── Data segment

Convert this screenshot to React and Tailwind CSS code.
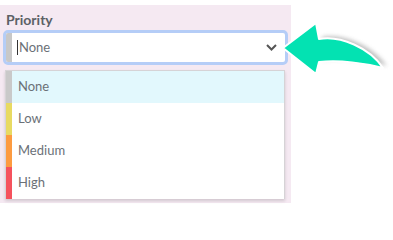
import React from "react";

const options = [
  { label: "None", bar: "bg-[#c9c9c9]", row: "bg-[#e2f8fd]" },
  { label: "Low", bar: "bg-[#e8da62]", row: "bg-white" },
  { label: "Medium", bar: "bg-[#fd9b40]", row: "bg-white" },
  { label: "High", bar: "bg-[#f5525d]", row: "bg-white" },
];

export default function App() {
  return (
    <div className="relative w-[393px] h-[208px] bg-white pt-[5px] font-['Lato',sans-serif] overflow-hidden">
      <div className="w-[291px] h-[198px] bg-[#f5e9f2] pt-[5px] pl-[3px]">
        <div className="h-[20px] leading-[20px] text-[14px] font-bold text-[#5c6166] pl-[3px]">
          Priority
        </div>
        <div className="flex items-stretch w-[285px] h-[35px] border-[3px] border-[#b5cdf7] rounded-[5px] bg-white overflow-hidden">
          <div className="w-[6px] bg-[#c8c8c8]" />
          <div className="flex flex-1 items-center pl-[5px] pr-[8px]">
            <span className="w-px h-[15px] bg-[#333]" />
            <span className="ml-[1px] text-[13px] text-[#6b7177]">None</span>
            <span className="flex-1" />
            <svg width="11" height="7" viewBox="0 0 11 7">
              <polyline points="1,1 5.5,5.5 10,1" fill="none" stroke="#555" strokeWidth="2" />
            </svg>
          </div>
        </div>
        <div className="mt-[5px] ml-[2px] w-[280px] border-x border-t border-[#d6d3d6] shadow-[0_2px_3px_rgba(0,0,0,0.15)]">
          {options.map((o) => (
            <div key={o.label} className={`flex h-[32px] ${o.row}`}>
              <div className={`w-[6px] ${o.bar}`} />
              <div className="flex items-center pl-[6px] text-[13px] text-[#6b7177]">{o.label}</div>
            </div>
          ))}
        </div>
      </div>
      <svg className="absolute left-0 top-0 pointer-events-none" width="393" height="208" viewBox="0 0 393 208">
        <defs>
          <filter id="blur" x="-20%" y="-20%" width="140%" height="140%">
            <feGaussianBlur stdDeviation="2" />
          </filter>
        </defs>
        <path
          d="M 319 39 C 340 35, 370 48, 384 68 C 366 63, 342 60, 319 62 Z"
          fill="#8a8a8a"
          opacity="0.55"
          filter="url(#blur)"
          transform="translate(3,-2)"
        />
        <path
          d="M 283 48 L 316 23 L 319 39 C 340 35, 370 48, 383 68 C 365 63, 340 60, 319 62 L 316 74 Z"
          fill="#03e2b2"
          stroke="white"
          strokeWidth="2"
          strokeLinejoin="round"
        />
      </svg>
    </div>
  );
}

────

▶ **The task**
Quote the material exactly. Pictures stay out.

▶ **Response**
Convert this screenshot to React and Tailwind CSS code.
import React from "react";

const options = [
  { label: "None", bar: "bg-[#c9c9c9]", row: "bg-[#e2f8fd]" },
  { label: "Low", bar: "bg-[#e8da62]", row: "bg-white" },
  { label: "Medium", bar: "bg-[#fd9b40]", row: "bg-white" },
  { label: "High", bar: "bg-[#f5525d]", row: "bg-white" },
];

export default function App() {
  return (
    <div className="relative w-[393px] h-[208px] bg-white pt-[5px] font-['Lato',sans-serif] overflow-hidden">
      <div className="w-[291px] h-[198px] bg-[#f5e9f2] pt-[5px] pl-[3px]">
        <div className="h-[20px] leading-[20px] text-[14px] font-bold text-[#5c6166] pl-[3px]">
          Priority
        </div>
        <div className="flex items-stretch w-[285px] h-[35px] border-[3px] border-[#b5cdf7] rounded-[5px] bg-white overflow-hidden">
          <div className="w-[6px] bg-[#c8c8c8]" />
          <div className="flex flex-1 items-center pl-[5px] pr-[8px]">
            <span className="w-px h-[15px] bg-[#333]" />
            <span className="ml-[1px] text-[13px] text-[#6b7177]">None</span>
            <span className="flex-1" />
            <svg width="11" height="7" viewBox="0 0 11 7">
              <polyline points="1,1 5.5,5.5 10,1" fill="none" stroke="#555" strokeWidth="2" />
            </svg>
          </div>
        </div>
        <div className="mt-[5px] ml-[2px] w-[280px] border-x border-t border-[#d6d3d6] shadow-[0_2px_3px_rgba(0,0,0,0.15)]">
          {options.map((o) => (
            <div key={o.label} className={`flex h-[32px] ${o.row}`}>
              <div className={`w-[6px] ${o.bar}`} />
              <div className="flex items-center pl-[6px] text-[13px] text-[#6b7177]">{o.label}</div>
            </div>
          ))}
        </div>
      </div>
      <svg className="absolute left-0 top-0 pointer-events-none" width="393" height="208" viewBox="0 0 393 208">
        <defs>
          <filter id="blur" x="-20%" y="-20%" width="140%" height="140%">
            <feGaussianBlur stdDeviation="2" />
          </filter>
        </defs>
        <path
          d="M 319 39 C 340 35, 370 48, 384 68 C 366 63, 342 60, 319 62 Z"
          fill="#8a8a8a"
          opacity="0.55"
          filter="url(#blur)"
          transform="translate(3,-2)"
        />
        <path
          d="M 283 48 L 316 23 L 319 39 C 340 35, 370 48, 383 68 C 365 63, 340 60, 319 62 L 316 74 Z"
          fill="#03e2b2"
          stroke="white"
          strokeWidth="2"
          strokeLinejoin="round"
        />
      </svg>
    </div>
  );
}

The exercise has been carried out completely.